>> begin Provided data

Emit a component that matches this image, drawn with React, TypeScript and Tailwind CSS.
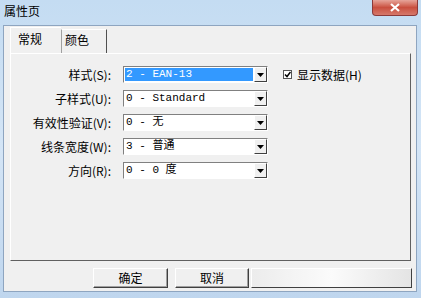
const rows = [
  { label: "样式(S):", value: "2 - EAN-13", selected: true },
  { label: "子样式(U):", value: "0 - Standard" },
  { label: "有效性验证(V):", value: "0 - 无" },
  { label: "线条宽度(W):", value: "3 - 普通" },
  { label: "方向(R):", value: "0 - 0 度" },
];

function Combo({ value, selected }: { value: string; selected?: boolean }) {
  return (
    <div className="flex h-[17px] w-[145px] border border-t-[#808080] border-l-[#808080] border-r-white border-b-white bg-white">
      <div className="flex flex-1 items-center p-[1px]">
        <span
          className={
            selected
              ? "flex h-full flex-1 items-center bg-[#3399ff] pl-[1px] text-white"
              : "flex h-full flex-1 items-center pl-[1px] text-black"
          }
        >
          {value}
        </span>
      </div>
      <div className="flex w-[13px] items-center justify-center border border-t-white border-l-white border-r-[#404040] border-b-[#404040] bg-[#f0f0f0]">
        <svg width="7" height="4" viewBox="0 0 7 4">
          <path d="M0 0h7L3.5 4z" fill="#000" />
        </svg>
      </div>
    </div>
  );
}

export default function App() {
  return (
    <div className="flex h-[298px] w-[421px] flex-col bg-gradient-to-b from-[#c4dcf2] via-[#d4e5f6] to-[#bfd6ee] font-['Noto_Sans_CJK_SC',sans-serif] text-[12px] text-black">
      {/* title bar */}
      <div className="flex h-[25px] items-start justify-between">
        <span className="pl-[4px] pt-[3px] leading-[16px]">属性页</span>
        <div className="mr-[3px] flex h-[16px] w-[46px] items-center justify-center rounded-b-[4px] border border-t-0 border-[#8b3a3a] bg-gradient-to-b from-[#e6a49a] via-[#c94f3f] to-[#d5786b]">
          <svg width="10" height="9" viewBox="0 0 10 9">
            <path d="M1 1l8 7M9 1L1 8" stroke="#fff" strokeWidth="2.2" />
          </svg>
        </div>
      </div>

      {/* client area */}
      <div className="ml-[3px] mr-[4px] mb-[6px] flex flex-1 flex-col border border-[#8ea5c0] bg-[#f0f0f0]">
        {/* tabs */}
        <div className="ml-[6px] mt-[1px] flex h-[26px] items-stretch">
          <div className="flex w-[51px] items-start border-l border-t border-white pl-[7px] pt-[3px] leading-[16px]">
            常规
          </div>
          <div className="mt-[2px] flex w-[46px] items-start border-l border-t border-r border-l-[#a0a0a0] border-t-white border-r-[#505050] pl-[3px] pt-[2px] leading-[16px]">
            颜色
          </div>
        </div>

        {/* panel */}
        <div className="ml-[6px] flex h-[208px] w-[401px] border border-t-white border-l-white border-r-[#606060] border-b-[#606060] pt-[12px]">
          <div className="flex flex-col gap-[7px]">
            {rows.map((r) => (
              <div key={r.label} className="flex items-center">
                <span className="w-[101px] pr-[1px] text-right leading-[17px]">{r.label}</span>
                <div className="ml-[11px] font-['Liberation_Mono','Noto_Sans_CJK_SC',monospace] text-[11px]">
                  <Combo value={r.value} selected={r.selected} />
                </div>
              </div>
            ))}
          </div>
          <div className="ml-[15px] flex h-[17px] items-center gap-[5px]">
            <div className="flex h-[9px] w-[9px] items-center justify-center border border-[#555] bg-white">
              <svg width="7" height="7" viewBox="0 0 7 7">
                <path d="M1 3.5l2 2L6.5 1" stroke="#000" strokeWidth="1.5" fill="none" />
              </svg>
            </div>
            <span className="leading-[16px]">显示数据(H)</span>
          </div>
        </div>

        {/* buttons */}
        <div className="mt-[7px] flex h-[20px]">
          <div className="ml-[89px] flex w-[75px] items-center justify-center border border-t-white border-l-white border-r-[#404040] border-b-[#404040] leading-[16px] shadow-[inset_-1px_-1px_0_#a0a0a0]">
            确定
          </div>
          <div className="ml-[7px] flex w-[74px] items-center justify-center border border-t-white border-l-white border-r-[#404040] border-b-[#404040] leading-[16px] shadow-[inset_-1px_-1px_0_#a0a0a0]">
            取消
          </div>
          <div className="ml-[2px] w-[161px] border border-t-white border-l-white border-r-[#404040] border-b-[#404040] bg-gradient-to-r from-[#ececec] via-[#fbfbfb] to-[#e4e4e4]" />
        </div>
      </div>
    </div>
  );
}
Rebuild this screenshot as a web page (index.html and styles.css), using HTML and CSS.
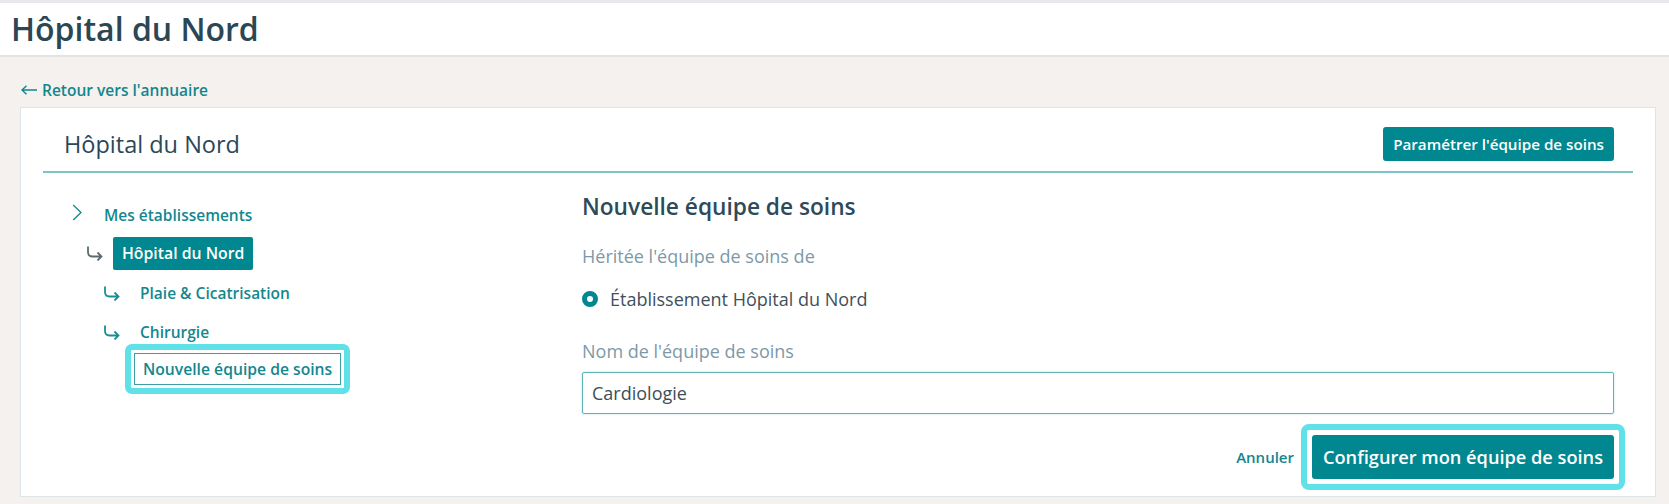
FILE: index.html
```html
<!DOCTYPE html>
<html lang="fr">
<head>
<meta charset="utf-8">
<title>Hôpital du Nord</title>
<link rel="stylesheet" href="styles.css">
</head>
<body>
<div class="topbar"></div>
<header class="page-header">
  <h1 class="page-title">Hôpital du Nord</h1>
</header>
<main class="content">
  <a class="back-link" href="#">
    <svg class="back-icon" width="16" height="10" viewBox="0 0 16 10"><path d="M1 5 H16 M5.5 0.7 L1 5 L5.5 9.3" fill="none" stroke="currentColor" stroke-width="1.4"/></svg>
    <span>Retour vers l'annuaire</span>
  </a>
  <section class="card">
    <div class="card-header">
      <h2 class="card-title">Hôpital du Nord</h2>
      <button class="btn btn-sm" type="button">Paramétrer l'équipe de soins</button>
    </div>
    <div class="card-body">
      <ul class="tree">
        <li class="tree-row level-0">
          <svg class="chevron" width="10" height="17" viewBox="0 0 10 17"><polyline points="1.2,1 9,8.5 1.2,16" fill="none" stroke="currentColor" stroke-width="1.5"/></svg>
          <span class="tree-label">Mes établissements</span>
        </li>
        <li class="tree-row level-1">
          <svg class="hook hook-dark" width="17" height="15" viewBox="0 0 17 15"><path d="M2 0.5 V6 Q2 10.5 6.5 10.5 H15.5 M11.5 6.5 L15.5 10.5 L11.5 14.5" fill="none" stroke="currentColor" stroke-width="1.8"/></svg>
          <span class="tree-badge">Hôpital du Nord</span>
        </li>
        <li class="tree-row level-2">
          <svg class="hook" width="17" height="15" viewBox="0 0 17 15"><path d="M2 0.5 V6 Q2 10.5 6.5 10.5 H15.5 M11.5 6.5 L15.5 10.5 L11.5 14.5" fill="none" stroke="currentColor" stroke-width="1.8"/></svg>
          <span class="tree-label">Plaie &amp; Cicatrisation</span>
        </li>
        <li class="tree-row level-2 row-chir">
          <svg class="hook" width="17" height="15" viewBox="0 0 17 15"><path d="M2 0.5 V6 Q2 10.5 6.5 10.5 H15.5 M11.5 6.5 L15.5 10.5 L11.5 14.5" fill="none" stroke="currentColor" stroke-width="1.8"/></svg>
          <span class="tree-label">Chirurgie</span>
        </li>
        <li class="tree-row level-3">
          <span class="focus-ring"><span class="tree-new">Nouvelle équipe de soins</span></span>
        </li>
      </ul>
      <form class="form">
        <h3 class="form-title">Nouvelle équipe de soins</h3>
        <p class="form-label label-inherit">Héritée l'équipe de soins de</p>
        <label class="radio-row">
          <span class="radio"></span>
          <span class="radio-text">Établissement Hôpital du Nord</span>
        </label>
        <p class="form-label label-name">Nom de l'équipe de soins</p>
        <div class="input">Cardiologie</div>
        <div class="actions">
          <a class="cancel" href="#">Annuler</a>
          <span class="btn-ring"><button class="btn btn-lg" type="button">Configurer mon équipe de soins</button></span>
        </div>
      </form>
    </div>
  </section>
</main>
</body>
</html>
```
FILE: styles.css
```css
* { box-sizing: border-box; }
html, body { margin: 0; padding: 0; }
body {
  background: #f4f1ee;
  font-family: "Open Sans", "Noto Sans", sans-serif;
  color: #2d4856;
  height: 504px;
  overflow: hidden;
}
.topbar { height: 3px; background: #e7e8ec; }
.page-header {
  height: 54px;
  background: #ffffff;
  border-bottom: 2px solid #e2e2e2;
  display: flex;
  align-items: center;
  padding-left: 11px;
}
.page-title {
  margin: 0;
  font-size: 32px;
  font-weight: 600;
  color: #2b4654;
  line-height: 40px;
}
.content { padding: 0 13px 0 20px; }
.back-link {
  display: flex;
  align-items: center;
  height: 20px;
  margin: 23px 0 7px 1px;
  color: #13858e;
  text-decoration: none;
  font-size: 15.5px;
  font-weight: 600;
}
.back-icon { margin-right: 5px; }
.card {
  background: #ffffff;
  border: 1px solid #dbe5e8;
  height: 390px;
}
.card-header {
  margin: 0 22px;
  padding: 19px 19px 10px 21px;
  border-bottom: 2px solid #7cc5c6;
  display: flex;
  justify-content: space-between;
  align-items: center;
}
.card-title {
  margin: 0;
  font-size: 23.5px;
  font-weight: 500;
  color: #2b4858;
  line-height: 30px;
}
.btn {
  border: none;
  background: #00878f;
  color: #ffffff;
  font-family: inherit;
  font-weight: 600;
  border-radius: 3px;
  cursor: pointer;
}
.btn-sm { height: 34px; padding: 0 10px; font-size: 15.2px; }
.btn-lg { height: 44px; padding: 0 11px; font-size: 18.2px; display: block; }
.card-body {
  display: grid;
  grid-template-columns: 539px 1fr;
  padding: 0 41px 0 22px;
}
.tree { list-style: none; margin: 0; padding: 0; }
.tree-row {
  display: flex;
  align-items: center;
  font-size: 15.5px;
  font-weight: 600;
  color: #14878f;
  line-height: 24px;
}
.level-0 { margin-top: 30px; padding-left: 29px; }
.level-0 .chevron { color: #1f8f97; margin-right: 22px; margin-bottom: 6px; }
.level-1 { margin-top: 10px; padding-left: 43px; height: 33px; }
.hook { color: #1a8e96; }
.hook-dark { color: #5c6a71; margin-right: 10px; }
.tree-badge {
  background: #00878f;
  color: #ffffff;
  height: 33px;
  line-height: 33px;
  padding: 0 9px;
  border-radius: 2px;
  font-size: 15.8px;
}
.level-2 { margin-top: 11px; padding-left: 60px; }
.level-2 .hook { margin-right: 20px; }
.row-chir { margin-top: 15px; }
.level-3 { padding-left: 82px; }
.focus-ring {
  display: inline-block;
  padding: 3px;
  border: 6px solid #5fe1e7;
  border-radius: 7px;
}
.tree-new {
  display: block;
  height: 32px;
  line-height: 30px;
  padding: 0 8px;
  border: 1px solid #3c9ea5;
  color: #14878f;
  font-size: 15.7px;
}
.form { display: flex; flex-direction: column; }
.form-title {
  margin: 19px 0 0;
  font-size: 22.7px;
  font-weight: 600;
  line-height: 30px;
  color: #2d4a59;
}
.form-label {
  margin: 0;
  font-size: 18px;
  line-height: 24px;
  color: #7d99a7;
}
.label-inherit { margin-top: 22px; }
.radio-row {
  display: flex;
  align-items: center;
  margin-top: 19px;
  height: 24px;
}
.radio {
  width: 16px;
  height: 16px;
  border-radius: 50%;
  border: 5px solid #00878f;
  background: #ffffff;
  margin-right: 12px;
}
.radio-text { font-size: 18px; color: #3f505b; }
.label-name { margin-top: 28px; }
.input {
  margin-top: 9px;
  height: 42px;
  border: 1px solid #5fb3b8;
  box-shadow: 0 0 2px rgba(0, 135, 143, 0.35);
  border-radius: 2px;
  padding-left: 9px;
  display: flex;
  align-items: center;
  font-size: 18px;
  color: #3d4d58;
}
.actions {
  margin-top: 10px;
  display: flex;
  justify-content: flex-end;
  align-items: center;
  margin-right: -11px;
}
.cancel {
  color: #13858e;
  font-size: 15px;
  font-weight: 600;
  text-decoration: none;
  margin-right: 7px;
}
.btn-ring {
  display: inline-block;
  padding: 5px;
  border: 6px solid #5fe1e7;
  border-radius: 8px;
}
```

>> end Provided data

Copy each line of the listing that holds the word "page".

- _Exercise answer_
Rebuild this screenshot as a web page (index.html and styles.css), using HTML and CSS.
<header class="page-header">
  <h1 class="page-title">Hôpital du Nord</h1>
.page-header {
.page-title {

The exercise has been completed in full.